By Kimio Osawa, Founder, Osawa Enterprises
Kobe beef is one of the best known Japanese wagyu beef brands. For over 150 years, the Japanese government imported many European breeds to improve meat quality and more meat production.
It turned out to be a total failure, so they traced back to the origin of Japanese wagyu breeds after years of experimentation. They found a few places in Kobe, which is in the Hyogo prefecture. One of the genetic lines was called the Tajiri line, which is now used in 99% of Japanese wagyu beef brands production. Overseas wagyu production is the same. When wagyu farmers need to focus on highly marbled wagyu productions, then they cross-breed with the Tajima genetic lines.

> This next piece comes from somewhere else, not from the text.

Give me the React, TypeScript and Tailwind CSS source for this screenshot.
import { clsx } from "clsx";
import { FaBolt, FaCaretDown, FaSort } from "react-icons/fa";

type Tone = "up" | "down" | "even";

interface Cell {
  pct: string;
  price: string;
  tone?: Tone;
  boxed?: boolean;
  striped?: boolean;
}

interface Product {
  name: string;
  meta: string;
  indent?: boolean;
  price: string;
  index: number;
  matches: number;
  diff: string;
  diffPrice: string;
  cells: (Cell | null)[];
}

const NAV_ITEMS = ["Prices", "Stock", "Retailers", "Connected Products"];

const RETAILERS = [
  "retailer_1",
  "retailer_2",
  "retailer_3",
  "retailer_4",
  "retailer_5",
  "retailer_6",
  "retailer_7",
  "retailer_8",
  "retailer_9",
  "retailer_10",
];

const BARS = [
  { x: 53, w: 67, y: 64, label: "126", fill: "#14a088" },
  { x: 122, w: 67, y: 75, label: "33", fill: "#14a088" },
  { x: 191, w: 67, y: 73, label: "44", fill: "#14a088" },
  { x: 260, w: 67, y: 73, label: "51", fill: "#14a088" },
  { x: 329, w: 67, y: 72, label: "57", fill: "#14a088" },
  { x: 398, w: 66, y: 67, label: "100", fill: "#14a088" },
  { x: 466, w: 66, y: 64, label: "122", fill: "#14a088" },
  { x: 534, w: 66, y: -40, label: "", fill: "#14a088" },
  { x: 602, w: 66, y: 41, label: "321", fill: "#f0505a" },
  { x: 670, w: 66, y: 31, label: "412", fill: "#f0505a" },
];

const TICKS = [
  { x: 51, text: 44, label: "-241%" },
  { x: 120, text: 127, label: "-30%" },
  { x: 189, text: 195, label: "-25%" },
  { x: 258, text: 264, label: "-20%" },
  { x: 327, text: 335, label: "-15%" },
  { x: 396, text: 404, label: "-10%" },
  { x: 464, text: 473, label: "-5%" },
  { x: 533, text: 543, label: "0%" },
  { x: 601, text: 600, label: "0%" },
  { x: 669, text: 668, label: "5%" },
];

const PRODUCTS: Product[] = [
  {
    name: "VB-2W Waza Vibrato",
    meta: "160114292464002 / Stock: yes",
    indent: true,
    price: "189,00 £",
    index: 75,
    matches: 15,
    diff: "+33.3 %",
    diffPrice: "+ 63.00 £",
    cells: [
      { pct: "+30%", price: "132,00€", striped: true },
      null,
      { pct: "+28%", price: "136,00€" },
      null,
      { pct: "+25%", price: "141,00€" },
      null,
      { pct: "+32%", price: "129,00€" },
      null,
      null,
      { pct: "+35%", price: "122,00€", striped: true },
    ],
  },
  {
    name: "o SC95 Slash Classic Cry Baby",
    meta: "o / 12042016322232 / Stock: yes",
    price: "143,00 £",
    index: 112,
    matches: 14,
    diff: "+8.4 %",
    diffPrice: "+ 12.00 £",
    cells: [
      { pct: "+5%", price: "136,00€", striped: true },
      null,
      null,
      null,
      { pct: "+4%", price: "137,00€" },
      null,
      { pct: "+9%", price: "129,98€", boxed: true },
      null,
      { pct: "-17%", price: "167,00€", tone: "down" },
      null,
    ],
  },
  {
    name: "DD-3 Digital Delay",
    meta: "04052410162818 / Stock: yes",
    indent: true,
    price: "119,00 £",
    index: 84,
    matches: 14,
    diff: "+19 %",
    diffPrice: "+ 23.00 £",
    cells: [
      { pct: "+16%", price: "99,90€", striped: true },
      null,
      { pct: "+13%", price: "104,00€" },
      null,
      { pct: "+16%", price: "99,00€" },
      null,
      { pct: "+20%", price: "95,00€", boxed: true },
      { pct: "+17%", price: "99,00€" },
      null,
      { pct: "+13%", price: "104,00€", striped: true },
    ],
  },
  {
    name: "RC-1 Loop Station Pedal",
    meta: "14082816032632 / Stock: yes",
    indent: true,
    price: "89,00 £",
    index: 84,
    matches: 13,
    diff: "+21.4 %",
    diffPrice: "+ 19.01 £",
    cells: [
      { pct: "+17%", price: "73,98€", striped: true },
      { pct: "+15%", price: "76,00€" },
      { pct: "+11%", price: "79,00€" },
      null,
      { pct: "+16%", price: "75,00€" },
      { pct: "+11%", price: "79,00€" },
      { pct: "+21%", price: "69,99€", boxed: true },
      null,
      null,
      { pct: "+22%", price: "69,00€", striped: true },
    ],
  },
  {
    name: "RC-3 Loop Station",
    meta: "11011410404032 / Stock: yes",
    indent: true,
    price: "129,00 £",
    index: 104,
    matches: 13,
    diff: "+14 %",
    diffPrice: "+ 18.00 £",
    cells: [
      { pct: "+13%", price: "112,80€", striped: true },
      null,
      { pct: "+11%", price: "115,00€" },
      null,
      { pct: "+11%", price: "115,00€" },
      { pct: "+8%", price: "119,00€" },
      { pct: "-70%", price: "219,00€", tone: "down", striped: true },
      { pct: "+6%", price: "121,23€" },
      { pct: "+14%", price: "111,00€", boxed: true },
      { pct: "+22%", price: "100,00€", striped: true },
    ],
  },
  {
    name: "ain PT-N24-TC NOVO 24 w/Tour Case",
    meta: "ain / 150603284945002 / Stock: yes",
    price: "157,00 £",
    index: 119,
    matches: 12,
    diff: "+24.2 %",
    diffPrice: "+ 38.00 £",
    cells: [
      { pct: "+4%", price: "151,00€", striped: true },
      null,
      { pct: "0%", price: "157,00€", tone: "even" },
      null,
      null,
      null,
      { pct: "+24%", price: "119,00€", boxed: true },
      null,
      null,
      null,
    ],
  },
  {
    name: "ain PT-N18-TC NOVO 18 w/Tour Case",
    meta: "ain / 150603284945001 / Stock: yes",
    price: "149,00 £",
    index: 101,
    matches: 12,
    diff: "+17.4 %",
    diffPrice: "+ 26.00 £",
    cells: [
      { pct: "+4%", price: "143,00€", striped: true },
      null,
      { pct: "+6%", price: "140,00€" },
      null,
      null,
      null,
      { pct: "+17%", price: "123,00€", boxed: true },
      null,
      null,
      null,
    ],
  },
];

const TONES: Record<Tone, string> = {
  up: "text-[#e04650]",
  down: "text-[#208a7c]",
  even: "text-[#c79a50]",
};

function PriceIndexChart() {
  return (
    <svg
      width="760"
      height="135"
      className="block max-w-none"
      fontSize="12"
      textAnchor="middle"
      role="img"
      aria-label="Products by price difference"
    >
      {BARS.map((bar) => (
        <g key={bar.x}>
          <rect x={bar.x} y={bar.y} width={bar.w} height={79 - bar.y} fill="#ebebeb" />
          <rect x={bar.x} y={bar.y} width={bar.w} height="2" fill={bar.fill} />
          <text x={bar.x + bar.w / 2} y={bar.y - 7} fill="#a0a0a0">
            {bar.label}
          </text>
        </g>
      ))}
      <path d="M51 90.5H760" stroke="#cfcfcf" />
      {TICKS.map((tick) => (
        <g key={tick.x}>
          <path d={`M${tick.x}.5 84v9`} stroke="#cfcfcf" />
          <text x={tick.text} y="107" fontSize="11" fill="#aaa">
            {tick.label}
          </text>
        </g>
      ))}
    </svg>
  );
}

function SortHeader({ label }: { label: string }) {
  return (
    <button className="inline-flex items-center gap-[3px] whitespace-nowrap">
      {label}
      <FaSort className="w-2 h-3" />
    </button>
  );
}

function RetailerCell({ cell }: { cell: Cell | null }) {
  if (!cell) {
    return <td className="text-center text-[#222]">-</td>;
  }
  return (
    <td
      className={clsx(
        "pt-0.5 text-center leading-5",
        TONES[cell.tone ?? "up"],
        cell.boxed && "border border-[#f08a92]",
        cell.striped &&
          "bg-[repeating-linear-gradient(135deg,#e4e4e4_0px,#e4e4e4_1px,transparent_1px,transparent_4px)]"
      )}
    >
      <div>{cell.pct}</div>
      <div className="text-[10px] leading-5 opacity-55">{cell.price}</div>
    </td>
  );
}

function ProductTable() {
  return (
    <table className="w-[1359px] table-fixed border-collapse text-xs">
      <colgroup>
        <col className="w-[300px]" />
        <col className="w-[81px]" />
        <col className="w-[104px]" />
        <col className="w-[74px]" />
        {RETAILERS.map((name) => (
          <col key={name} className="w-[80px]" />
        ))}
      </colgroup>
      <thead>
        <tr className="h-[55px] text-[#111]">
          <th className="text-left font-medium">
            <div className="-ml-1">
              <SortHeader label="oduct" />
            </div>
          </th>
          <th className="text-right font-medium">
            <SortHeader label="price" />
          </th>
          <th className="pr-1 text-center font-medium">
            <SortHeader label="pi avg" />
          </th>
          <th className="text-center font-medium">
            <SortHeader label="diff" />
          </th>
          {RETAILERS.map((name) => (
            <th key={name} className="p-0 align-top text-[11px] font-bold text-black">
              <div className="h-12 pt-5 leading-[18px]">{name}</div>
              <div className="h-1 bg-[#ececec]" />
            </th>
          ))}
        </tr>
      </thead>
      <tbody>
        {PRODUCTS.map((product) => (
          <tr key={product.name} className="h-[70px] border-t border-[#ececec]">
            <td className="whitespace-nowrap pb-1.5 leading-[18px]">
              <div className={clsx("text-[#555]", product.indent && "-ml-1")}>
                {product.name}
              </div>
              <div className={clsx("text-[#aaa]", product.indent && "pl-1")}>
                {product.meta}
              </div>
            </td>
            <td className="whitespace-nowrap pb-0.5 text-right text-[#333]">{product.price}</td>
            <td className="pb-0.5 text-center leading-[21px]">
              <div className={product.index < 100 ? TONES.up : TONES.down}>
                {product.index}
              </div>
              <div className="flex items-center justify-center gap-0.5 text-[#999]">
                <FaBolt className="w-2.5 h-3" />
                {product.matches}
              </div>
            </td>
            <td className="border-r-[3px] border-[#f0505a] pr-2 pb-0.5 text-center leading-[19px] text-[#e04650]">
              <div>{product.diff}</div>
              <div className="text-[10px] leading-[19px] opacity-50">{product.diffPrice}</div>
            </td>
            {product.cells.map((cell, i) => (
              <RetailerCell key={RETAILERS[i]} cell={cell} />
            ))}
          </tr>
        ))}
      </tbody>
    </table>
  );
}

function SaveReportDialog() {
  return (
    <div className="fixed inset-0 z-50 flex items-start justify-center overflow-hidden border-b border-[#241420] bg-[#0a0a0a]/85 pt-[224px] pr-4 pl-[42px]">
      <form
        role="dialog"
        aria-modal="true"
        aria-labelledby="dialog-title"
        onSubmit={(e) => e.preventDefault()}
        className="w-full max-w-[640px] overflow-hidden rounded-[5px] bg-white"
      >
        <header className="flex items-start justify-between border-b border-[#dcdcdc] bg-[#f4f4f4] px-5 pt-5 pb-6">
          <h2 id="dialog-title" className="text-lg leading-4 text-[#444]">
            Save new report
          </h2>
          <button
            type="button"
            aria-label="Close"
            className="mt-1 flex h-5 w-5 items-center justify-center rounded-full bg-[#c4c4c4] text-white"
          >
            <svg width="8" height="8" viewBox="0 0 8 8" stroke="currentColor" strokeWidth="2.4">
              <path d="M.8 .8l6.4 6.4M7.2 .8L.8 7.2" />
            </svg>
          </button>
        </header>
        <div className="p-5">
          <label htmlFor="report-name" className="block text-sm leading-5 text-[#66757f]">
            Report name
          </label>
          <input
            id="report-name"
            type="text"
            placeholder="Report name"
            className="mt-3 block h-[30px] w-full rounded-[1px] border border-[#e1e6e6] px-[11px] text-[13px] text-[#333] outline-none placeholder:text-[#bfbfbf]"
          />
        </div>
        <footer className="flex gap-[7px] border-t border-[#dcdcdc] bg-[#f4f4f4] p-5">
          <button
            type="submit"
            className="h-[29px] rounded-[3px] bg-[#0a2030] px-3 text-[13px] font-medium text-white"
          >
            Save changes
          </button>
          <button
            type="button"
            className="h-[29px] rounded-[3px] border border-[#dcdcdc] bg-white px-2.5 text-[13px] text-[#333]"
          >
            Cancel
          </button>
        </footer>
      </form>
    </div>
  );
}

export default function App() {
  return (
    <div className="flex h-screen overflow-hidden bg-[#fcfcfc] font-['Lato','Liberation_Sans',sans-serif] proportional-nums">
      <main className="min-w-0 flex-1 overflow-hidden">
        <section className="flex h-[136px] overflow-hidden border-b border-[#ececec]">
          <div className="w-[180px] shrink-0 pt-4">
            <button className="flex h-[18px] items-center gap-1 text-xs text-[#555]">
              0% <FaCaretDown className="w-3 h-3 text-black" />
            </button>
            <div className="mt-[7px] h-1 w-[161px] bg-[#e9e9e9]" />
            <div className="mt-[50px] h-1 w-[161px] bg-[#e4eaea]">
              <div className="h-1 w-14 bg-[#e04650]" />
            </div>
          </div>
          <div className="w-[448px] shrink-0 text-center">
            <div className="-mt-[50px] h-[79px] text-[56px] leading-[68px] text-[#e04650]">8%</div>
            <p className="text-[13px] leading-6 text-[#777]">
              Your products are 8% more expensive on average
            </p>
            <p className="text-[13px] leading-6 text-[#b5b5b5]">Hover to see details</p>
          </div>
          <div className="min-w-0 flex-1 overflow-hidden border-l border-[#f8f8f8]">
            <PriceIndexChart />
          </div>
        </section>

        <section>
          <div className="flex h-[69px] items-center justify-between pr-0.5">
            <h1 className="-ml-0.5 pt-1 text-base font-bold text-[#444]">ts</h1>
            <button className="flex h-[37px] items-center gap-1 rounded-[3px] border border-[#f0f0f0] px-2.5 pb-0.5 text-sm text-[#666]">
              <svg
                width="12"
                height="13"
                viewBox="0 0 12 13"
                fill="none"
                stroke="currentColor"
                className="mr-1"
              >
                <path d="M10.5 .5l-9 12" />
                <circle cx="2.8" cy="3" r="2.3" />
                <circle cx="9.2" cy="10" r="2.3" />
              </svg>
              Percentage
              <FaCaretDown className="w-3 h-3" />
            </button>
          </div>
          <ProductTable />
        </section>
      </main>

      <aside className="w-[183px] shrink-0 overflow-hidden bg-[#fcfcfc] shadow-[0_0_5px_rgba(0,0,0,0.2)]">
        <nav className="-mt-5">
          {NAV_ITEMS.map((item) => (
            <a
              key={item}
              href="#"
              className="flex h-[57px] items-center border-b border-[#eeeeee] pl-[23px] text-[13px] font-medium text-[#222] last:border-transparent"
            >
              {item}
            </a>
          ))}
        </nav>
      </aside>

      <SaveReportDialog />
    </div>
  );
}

The Tajima line is originally bred, born and fed in only Kobe. Its characters are much smaller frame compared with those famous other Japanese wagyu brands. They are also a more difficult breed to rear. Kobe beef farmers need to pay extra attention to cattle as they are prone to disease.
Everybody expects Kobe beef to be highly marbled compared with all other major brands, but the meat is 40% A4 (a Beef Marbling Score of 6-7) and 40% A5 (BMS 8-9). It is quite difficult to achieve above BMS 10-12.
I would say there is only 5% of whole Kobe beef industry that can achieve a BMS of 12. The biggest challenge for its production is the heavy in-line breeding. Most famous brands – especially Kagoshima, Miyazaki and Hokkaido – can cross-breed with any genetic line with a high marbling focus or fast growth line. That way they can easily achieve over 90% of their product with an A5 grade.
A closely protected formula
Kobe beef production is highly isolated, as they are committed to keeping the exclusivity of the genuine Tajima genetic line. The Kobe beef breeding organization carefully chooses and advises most of its farmers to maximize the limited genetic line for better marbling, better growth rate and to stay away from intensive in-line breeding.
The Kobe beef organization said to me that their target BMS is A4, and a BMS of 6-7. They said the balance of marbling and actual red meat is ideal and creates the best eating quality for consumers.
Here is some more information about the breed.
- Steers (castrated cattle) are around AD42 per kg for carcass weight (normally 430kg)
- Virgin cows (female cattle) are around AD50/kg for carcass weight (normally 350kg
Kobe beef sounds very expensive. But farmers are not making any money at the moment due to high feeder steer (calves) prices (virgin cows are AD11,000 and steers are AD12,500.)
Another biggest problem they are facing is Matuszaka beef production. Matsuzaka wagyu farmers buy all virgin cows from the market for their fattening production.
There are two brands for Matsuzaka beef. The most famous brand is Tokusen Matsuzaka which is strictly Tajima virgin cows and fed for a much longer period of time compared with most of wagyu production. And the other brand is normal Matsuzaka beef. Scarcity of virgin cow Kobe beef production is a growing concern for future production. It is going to be an even more highly prized beef in Japan and worldwide.
Kobe beef has much finer texture due to small frame and much finer marbling. As you know, wagyu beef fat is a good fat and full of unsaturated fatty acid. Kobe beef contains higher fatty acids which give it a better sweet aroma from fat and marbling. This finer balance of marbling and actual meat give Kobe a lighter taste and removes the heavy after-taste.
That’s why consumers don’t feel bloated from too much fat consumption. This sometimes affects other major Japanese A5 brands.
Kobe beef production is limited.
There are 1,000 tiny breeding farmers and 100 fattening farmers in Kobe beef region in Hyogo prefecture. The whole Kobe beef production is slightly growing but many of the small breeding farmers close down every year.
Kobe breeding farmers live in isolated, mountainous areas or small residential areas. It’s hard to find the production areas – they are too isolated.
I recently visited and asked all the leading Kobe beef farmers about their practices. None of them said they were feeding the stock beer, giving massages or playing the cattle classical music (these are the big myths).
All of them treat their cattle like pets or part of their family. They spend a lot of time making their cattle comfortable and clean. They all said they provide a better environment and less stress for cattle as it is a far more important factor for better beef production. I believe most of the feedlotters can’t copy small beef production for better cattle health conditions outside of Japan.
The farmers are full of pride for what they do. They see Kobe Beef as a Japanese treasure.
Is Kobe beef worth trying? I believe so. These days, most businesses are heavily focussed on fast production and profitability. There aren’t many farmers who are focused on an old-fashioned style of farming and taste. Kobe beef is, in reality, the origin of Japanese wagyu beef.